Special ed board faces major shortfall Special ed board faces major shortfall

The Marathon County Children with Disabilities Education Board (MCCDEB) added 20 new staff over the past four years, but, believing it was getting increased federal funding, didn’t think it needed to bill the six rural school districts in its consortium more for these added services.

Now the board knows differently.

County special education director Dr. Kelly Kapitz said Monday that a January audit found the board budgeted $240,000 more in federal aid than it would receive in the 2017-18 school year and, repeating this error, another $243,000 in overstated aid for the 2018-19 school year.

Kapitz said the MCCDEB has drawn down its fund balance from $2.6 to $2.1 million to make up for the double error, and, this year, if consortium schools don’t come up with added funding, the board will take its fund balance down as much as another $700,000.

This will leave the county special education program with a remaining $1.4 million fund balance, which is what Kapitz said is the “absolute minimum” the program needs to stay solvent and pay its regular bills.
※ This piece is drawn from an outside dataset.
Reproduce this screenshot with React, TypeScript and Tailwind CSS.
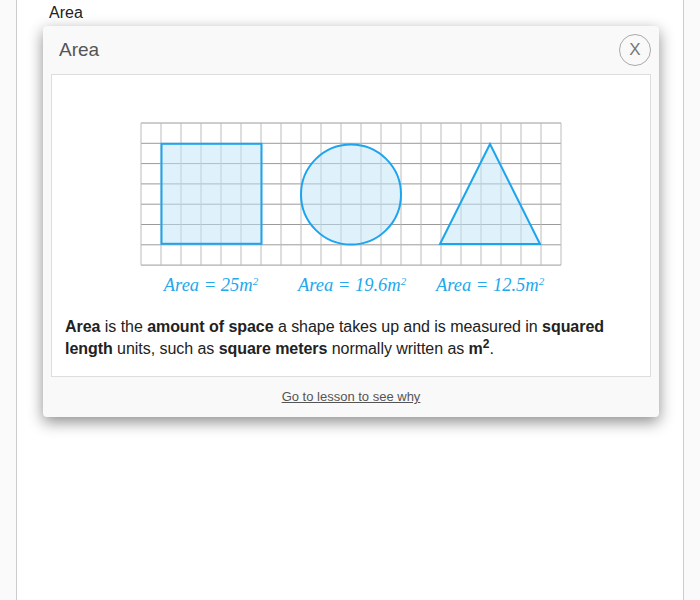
import React from "react"

const cols = Array.from({ length: 22 }, (_, i) => 10 + i * 20)
const rows = Array.from({ length: 8 }, (_, i) => 10 + i * 20.3)

const AreaFigure = () => {
  return (
    <svg width="440" height="185" viewBox="0 0 440 185" className="mx-auto block">
      {rows.map((y) => (
        <line key={"r" + y} x1="10" x2="430" y1={y} y2={y} stroke="#9a9a9a" strokeWidth="1" />
      ))}
      {cols.map((x) => (
        <line key={"c" + x} x1={x} x2={x} y1="10" y2="152" stroke="#bcbcbc" strokeWidth="1" />
      ))}
      <rect x="30.5" y="30.8" width="100" height="100" fill="#bfe4f8" fillOpacity="0.5" stroke="#1da4ef" strokeWidth="2" />
      <circle cx="220" cy="81.5" r="50" fill="#bfe4f8" fillOpacity="0.5" stroke="#1da4ef" strokeWidth="2" />
      <polygon points="359,31 309,131 409,131" fill="#bfe4f8" fillOpacity="0.5" stroke="#1da4ef" strokeWidth="2" strokeLinejoin="miter" />
      <g fill="#22a8ec" fontFamily="'Liberation Serif', serif" fontStyle="italic" fontSize="18.5" textAnchor="middle">
        <text x="80" y="178">
          Area = 25m<tspan fontSize="11" dy="-6">2</tspan>
        </text>
        <text x="221" y="178">
          Area = 19.6m<tspan fontSize="11" dy="-6">2</tspan>
        </text>
        <text x="359" y="178">
          Area = 12.5m<tspan fontSize="11" dy="-6">2</tspan>
        </text>
      </g>
    </svg>
  )
}

const AreaModal = () => {
  return (
    <div className="absolute left-[43px] top-[26px] w-[616px] rounded-[4px] bg-[#f9f9f9] shadow-[0_5px_15px_rgba(0,0,0,0.45)]">
      <div className="flex h-[48px] items-center justify-between px-2">
        <h2 className="pl-2 text-[19px] text-[#555]">Area</h2>
        <button className="flex h-[32px] w-[32px] items-center justify-center rounded-full border border-[#aaa] text-[17px] text-[#777]">
          X
        </button>
      </div>
      <div className="mx-2 border border-[#ddd] bg-white pt-[38px] pb-[16px]">
        <AreaFigure />
        <p className="mt-[18px] px-[13px] text-[16px] leading-[22px] tracking-[-0.05px] text-[#222]">
          <b>Area</b> is the <b>amount of space</b> a shape takes up and is measured in{" "}
          <b>squared length</b> units, such as <b>square meters</b> normally written as{" "}
          <b>
            m<sup className="text-[12px]">2</sup>
          </b>
          .
        </p>
      </div>
      <div className="flex h-[40px] items-center justify-center">
        <a className="text-[13px] text-[#555] underline">Go to lesson to see why</a>
      </div>
    </div>
  )
}

export default function App() {
  return (
    <div className="relative min-h-[600px] bg-[#fafafa] font-['Liberation_Sans',Arial,sans-serif]">
      <div className="mx-[16px] min-h-[600px] border-x border-[#ccc] bg-white">
        <p className="pl-[32px] pt-[3px] text-[16px] leading-[20px] text-[#222]">Area</p>
      </div>
      <AreaModal />
    </div>
  )
}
Looking to the 2020-21 school year, Kapitz said the special education program will need another $600,000 to $700,000 from consortium schools to balance its budget. That breaks down to receiving another $100,000 to $117,000 from each school.
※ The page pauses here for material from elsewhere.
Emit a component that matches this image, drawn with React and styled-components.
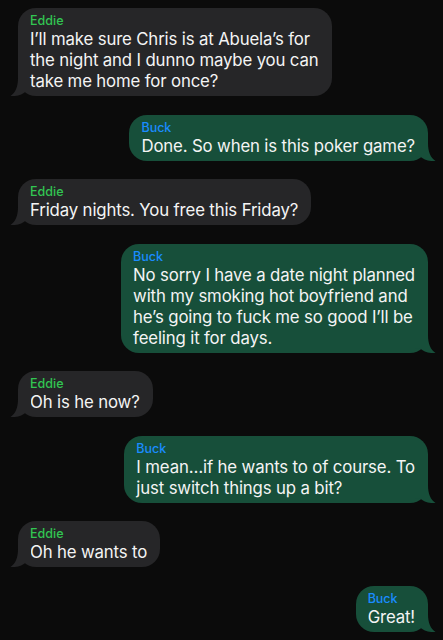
import React from "react";
import styled, { createGlobalStyle } from "styled-components";

const Global = createGlobalStyle`
  html, body { margin: 0; padding: 0; background: #0b0b0b; }
  body { font-family: Inter, "Noto Sans", "Liberation Sans", sans-serif; -webkit-font-smoothing: antialiased; }
`;

const Thread = styled.div`
  display: flex;
  flex-direction: column;
  gap: 18.5px;
  padding: 8px 15px 8px 18px;
  min-height: 640px;
  box-sizing: border-box;
  background: #0b0b0b;
`;

const Row = styled.div`
  display: flex;
  justify-content: ${(p) => (p.$me ? "flex-end" : "flex-start")};
`;

const Bubble = styled.div`
  position: relative;
  background: ${(p) => (p.$me ? "#174f3a" : "#262628")};
  border-radius: 18px;
  padding: 5px 13px 4px 12px;
  color: #f4f4f4;
`;

const Name = styled.div`
  font-size: 12.5px;
  line-height: 16px;
  font-weight: 500;
  color: ${(p) => (p.$me ? "#1a8cff" : "#32c552")};
`;

const Text = styled.div`
  font-size: 16.8px;
  line-height: 21px;
  white-space: nowrap;
  letter-spacing: -0.15px;
`;

const TailSvg = styled.svg`
  position: absolute;
  bottom: 0;
  width: 22px;
  height: 20px;
  ${(p) => (p.$me ? "right: -9px; transform: scaleX(-1);" : "left: -9px;")}
`;

function Tail({ me }) {
  return (
    <TailSvg $me={me} viewBox="0 0 22 20">
      <path
        d="M9 2 C9 11 6.5 16.5 1.5 20 C8 20.6 13.5 18.5 17 15.5 L22 15.5 L22 2 Z"
        fill={me ? "#174f3a" : "#262628"}
      />
    </TailSvg>
  );
}

const messages = [
  { me: false, lines: ["I’ll make sure Chris is at Abuela’s for", "the night and I dunno maybe you can", "take me home for once?"] },
  { me: true, lines: ["Done. So when is this poker game?"] },
  { me: false, lines: ["Friday nights. You free this Friday?"] },
  { me: true, lines: ["No sorry I have a date night planned", "with my smoking hot boyfriend and", "he’s going to fuck me so good I’ll be", "feeling it for days."] },
  { me: false, lines: ["Oh is he now?"] },
  { me: true, lines: ["I mean…if he wants to of course. To", "just switch things up a bit?"] },
  { me: false, lines: ["Oh he wants to"] },
  { me: true, lines: ["Great!"] },
];

export default function App() {
  return (
    <>
      <Global />
      <Thread>
        {messages.map((m, i) => (
          <Row key={i} $me={m.me}>
            <Bubble $me={m.me}>
              <Name $me={m.me}>{m.me ? "Buck" : "Eddie"}</Name>
              {m.lines.map((l, j) => (
                <Text key={j}>{l}</Text>
              ))}
              <Tail me={m.me} />
            </Bubble>
          </Row>
        ))}
      </Thread>
    </>
  );
}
Schools within the special education consortium are Abbotsford, Spencer, Athens, Edgar, Marathon and Rosholt. The program runs a $7 million annual program with a total staff of around 140 people.

Kapitz said she has cut staff professional development in half and ordered cuts in curriculum work and materials to save money. She won’t, however, cut services to special education students.

“The students will get the services which they are promised,” she said.

Kapitz said the MCCDEB and consortium school administrators, who meet monthly to discuss special education, continue to support hiring the 20 new teachers and paraprofessionals to meet the needs of local students.

“There is a lot of need out there,” she said. “We have a lot of students with pretty unique needs.”

Kapitz said federal rules which mandate special education “maintenance of effort” complicate budget cuts. Certain cuts, however, are allowed.

The director said the budget error is “no small thing” and that it has cost her many sleepless nights. She praised local superintendents for being “amazingly magnanimous” given the circumstances.

Kapitz said one administrator, Jeff Mastin, Athens Public School, has indicated he will investigate possibly finding a different special education provider.

The director took personal blame for what she said was “a clerical error” that overstated federal revenues.

“I am responsible for the financial situation,” she said.

Kapitz said she continues to work with local superintendents to find a way for cash-strapped consortium schools to pay sharply higher special education costs.

“All that is being discussed,” she said.